### EXERCISE GOAL
Without the pictures, write out all the lines below exactly as they appear.

## BEGIN INFORMATION SUPPLIED

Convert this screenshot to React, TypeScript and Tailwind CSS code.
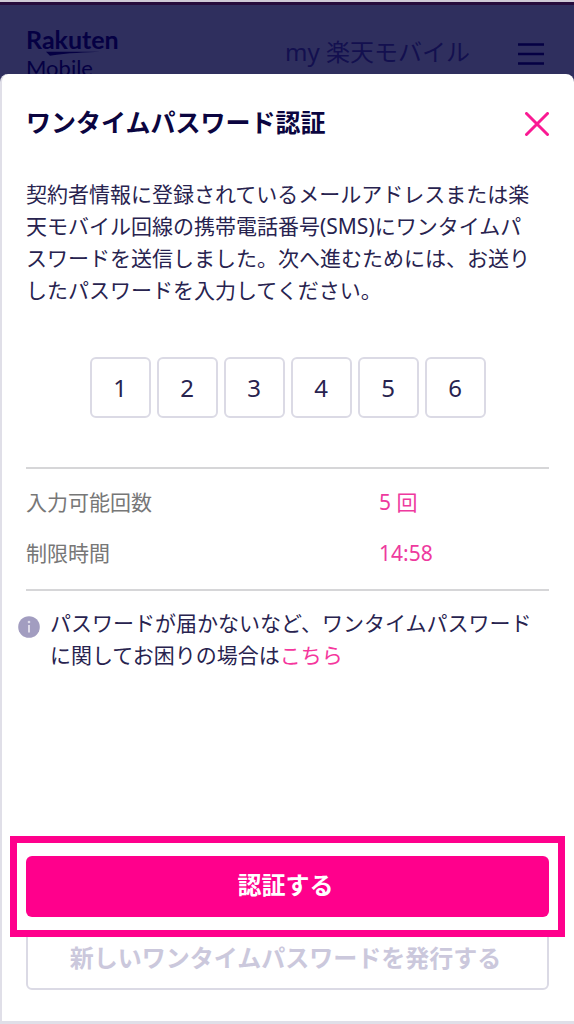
import { useState } from 'react';

const CODE_LENGTH = 6;

function Logo() {
  return (
    <div className="font-['Lato',sans-serif] text-[#050043]">
      <div className="text-[25px] leading-4 font-bold">Rakuten</div>
      <svg className="mt-1 ml-5 h-[5px] w-[54px]" viewBox="0 0 54 5" fill="currentColor" aria-hidden="true">
        <path d="M0 0.8H54C40 1.5 22 1.8 4 4.8Z" />
      </svg>
      <div className="text-[22px] leading-6">Mobile</div>
    </div>
  );
}

function Header() {
  return (
    <header className="flex h-[74px] items-start justify-between overflow-hidden border-t-2 border-[#cfcad6] bg-[#2f2f5e] pr-[30px] pl-[26px] shadow-[inset_0_3px_0_#270c3c]">
      <div className="pt-[29px]">
        <Logo />
      </div>
      <div className="flex items-center gap-12 pt-8">
        <span className="text-2xl leading-9 text-[#13104f]">my 楽天モバイル</span>
        <button type="button" aria-label="メニュー" className="pt-1 text-[#050043]">
          <svg className="block h-[22px] w-[26px]" viewBox="0 0 26 22" stroke="currentColor" strokeWidth="2.4">
            <path d="M0 1.5H26M0 11H26M0 20.5H26" />
          </svg>
        </button>
      </div>
    </header>
  );
}

export default function App() {
  const [code, setCode] = useState(['1', '2', '3', '4', '5', '6']);

  const updateDigit = (index: number, value: string) => {
    setCode(code.map((d, i) => (i === index ? value.slice(-1) : d)));
  };

  return (
    <div
      lang="ja"
      className="flex min-h-screen flex-col bg-[#e2e1ea] font-['Noto_Sans','Noto_Sans_CJK_JP',sans-serif] text-[#28234f]"
    >
      <Header />

      <div className="flex grow flex-col bg-[#2f2f5e]">
        <main className="flex grow flex-col rounded-t-lg border-b-3 border-l-2 border-[#e0dfe8] bg-white pr-[25px] pb-[31px] pl-6">
          <div className="flex items-center justify-between pt-8">
            <h1 className="pb-1 text-[25px] leading-8 font-bold text-[#0b0540]">ワンタイムパスワード認証</h1>
            <button type="button" aria-label="閉じる" className="text-[#fa1a93]">
              <svg
                className="block size-6"
                viewBox="0 0 24 24"
                fill="none"
                stroke="currentColor"
                strokeWidth="3"
                strokeLinecap="round"
              >
                <path d="M1.5 1.5L22.5 22.5M22.5 1.5L1.5 22.5" />
              </svg>
            </button>
          </div>

          <p className="mt-9 text-[21px] leading-8">
            契約者情報に登録されているメールアドレスまたは楽
            <br />
            天モバイル回線の携帯電話番号(SMS)にワンタイムパ
            <br />
            スワードを送信しました。次へ進むためには、お送り
            <br />
            したパスワードを入力してください。
          </p>

          <div className="mt-[51px] flex justify-center gap-[6px]">
            {Array.from({ length: CODE_LENGTH }, (_, i) => (
              <input
                key={i}
                type="text"
                inputMode="numeric"
                aria-label={`${i + 1}桁目`}
                value={code[i]}
                onChange={(e) => updateDigit(i, e.target.value)}
                className="size-[61px] rounded-md border-2 border-[#dbdae5] text-center text-2xl outline-none focus:border-[#ff008c]"
              />
            ))}
          </div>

          <dl className="mt-[49px] border-y-2 border-[#d6d6d8] pt-2 pb-[10px] text-[21px] leading-[51px]">
            <div className="flex">
              <dt className="w-[353px] text-[#777777]">入力可能回数</dt>
              <dd className="text-[#ee3a9e]">5 回</dd>
            </div>
            <div className="flex">
              <dt className="w-[353px] text-[#777777]">制限時間</dt>
              <dd className="text-[#ee3a9e]">14:58</dd>
            </div>
          </dl>

          <div className="mt-4 -ml-2 flex items-start gap-[10px]">
            <svg className="mt-[9px] size-[22px] shrink-0" viewBox="0 0 22 22" aria-hidden="true">
              <circle cx="11" cy="11" r="10.8" fill="#a29dc0" />
              <circle cx="11" cy="6" r="1.3" fill="#dedbea" />
              <path d="M11 9V16.5" fill="none" stroke="#dedbea" strokeWidth="2" />
            </svg>
            <p className="text-[21px] leading-8">
              パスワードが届かないなど、ワンタイムパスワード
              <br />
              に関してお困りの場合は
              <a href="#" className="text-[#f5379d]">
                こちら
              </a>
            </p>
          </div>

          <div className="mt-auto flex flex-col">
            <div className="relative z-10 -mx-4 border-7 border-[#ff008c] bg-white px-[9px] py-[13px]">
              <button
                type="button"
                className="h-[61px] w-full rounded-md bg-[#ff008c] pr-1 pb-1 text-2xl font-bold text-white"
              >
                認証する
              </button>
            </div>
            <button
              type="button"
              className="-mt-2 h-[61px] rounded-md border-2 border-[#dbdae5] pr-1 pb-1 text-2xl font-bold text-[#cbc8dc]"
            >
              新しいワンタイムパスワードを発行する
            </button>
          </div>
        </main>
      </div>
    </div>
  );
}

## END INFORMATION SUPPLIED

### ANSWER TO THE EXERCISE
Convert this screenshot to React, TypeScript and Tailwind CSS code.
import { useState } from 'react';

const CODE_LENGTH = 6;

function Logo() {
  return (
    <div className="font-['Lato',sans-serif] text-[#050043]">
      <div className="text-[25px] leading-4 font-bold">Rakuten</div>
      <svg className="mt-1 ml-5 h-[5px] w-[54px]" viewBox="0 0 54 5" fill="currentColor" aria-hidden="true">
        <path d="M0 0.8H54C40 1.5 22 1.8 4 4.8Z" />
      </svg>
      <div className="text-[22px] leading-6">Mobile</div>
    </div>
  );
}

function Header() {
  return (
    <header className="flex h-[74px] items-start justify-between overflow-hidden border-t-2 border-[#cfcad6] bg-[#2f2f5e] pr-[30px] pl-[26px] shadow-[inset_0_3px_0_#270c3c]">
      <div className="pt-[29px]">
        <Logo />
      </div>
      <div className="flex items-center gap-12 pt-8">
        <span className="text-2xl leading-9 text-[#13104f]">my 楽天モバイル</span>
        <button type="button" aria-label="メニュー" className="pt-1 text-[#050043]">
          <svg className="block h-[22px] w-[26px]" viewBox="0 0 26 22" stroke="currentColor" strokeWidth="2.4">
            <path d="M0 1.5H26M0 11H26M0 20.5H26" />
          </svg>
        </button>
      </div>
    </header>
  );
}

export default function App() {
  const [code, setCode] = useState(['1', '2', '3', '4', '5', '6']);

  const updateDigit = (index: number, value: string) => {
    setCode(code.map((d, i) => (i === index ? value.slice(-1) : d)));
  };

  return (
    <div
      lang="ja"
      className="flex min-h-screen flex-col bg-[#e2e1ea] font-['Noto_Sans','Noto_Sans_CJK_JP',sans-serif] text-[#28234f]"
    >
      <Header />

      <div className="flex grow flex-col bg-[#2f2f5e]">
        <main className="flex grow flex-col rounded-t-lg border-b-3 border-l-2 border-[#e0dfe8] bg-white pr-[25px] pb-[31px] pl-6">
          <div className="flex items-center justify-between pt-8">
            <h1 className="pb-1 text-[25px] leading-8 font-bold text-[#0b0540]">ワンタイムパスワード認証</h1>
            <button type="button" aria-label="閉じる" className="text-[#fa1a93]">
              <svg
                className="block size-6"
                viewBox="0 0 24 24"
                fill="none"
                stroke="currentColor"
                strokeWidth="3"
                strokeLinecap="round"
              >
                <path d="M1.5 1.5L22.5 22.5M22.5 1.5L1.5 22.5" />
              </svg>
            </button>
          </div>

          <p className="mt-9 text-[21px] leading-8">
            契約者情報に登録されているメールアドレスまたは楽
            <br />
            天モバイル回線の携帯電話番号(SMS)にワンタイムパ
            <br />
            スワードを送信しました。次へ進むためには、お送り
            <br />
            したパスワードを入力してください。
          </p>

          <div className="mt-[51px] flex justify-center gap-[6px]">
            {Array.from({ length: CODE_LENGTH }, (_, i) => (
              <input
                key={i}
                type="text"
                inputMode="numeric"
                aria-label={`${i + 1}桁目`}
                value={code[i]}
                onChange={(e) => updateDigit(i, e.target.value)}
                className="size-[61px] rounded-md border-2 border-[#dbdae5] text-center text-2xl outline-none focus:border-[#ff008c]"
              />
            ))}
          </div>

          <dl className="mt-[49px] border-y-2 border-[#d6d6d8] pt-2 pb-[10px] text-[21px] leading-[51px]">
            <div className="flex">
              <dt className="w-[353px] text-[#777777]">入力可能回数</dt>
              <dd className="text-[#ee3a9e]">5 回</dd>
            </div>
            <div className="flex">
              <dt className="w-[353px] text-[#777777]">制限時間</dt>
              <dd className="text-[#ee3a9e]">14:58</dd>
            </div>
          </dl>

          <div className="mt-4 -ml-2 flex items-start gap-[10px]">
            <svg className="mt-[9px] size-[22px] shrink-0" viewBox="0 0 22 22" aria-hidden="true">
              <circle cx="11" cy="11" r="10.8" fill="#a29dc0" />
              <circle cx="11" cy="6" r="1.3" fill="#dedbea" />
              <path d="M11 9V16.5" fill="none" stroke="#dedbea" strokeWidth="2" />
            </svg>
            <p className="text-[21px] leading-8">
              パスワードが届かないなど、ワンタイムパスワード
              <br />
              に関してお困りの場合は
              <a href="#" className="text-[#f5379d]">
                こちら
              </a>
            </p>
          </div>

          <div className="mt-auto flex flex-col">
            <div className="relative z-10 -mx-4 border-7 border-[#ff008c] bg-white px-[9px] py-[13px]">
              <button
                type="button"
                className="h-[61px] w-full rounded-md bg-[#ff008c] pr-1 pb-1 text-2xl font-bold text-white"
              >
                認証する
              </button>
            </div>
            <button
              type="button"
              className="-mt-2 h-[61px] rounded-md border-2 border-[#dbdae5] pr-1 pb-1 text-2xl font-bold text-[#cbc8dc]"
            >
              新しいワンタイムパスワードを発行する
            </button>
          </div>
        </main>
      </div>
    </div>
  );
}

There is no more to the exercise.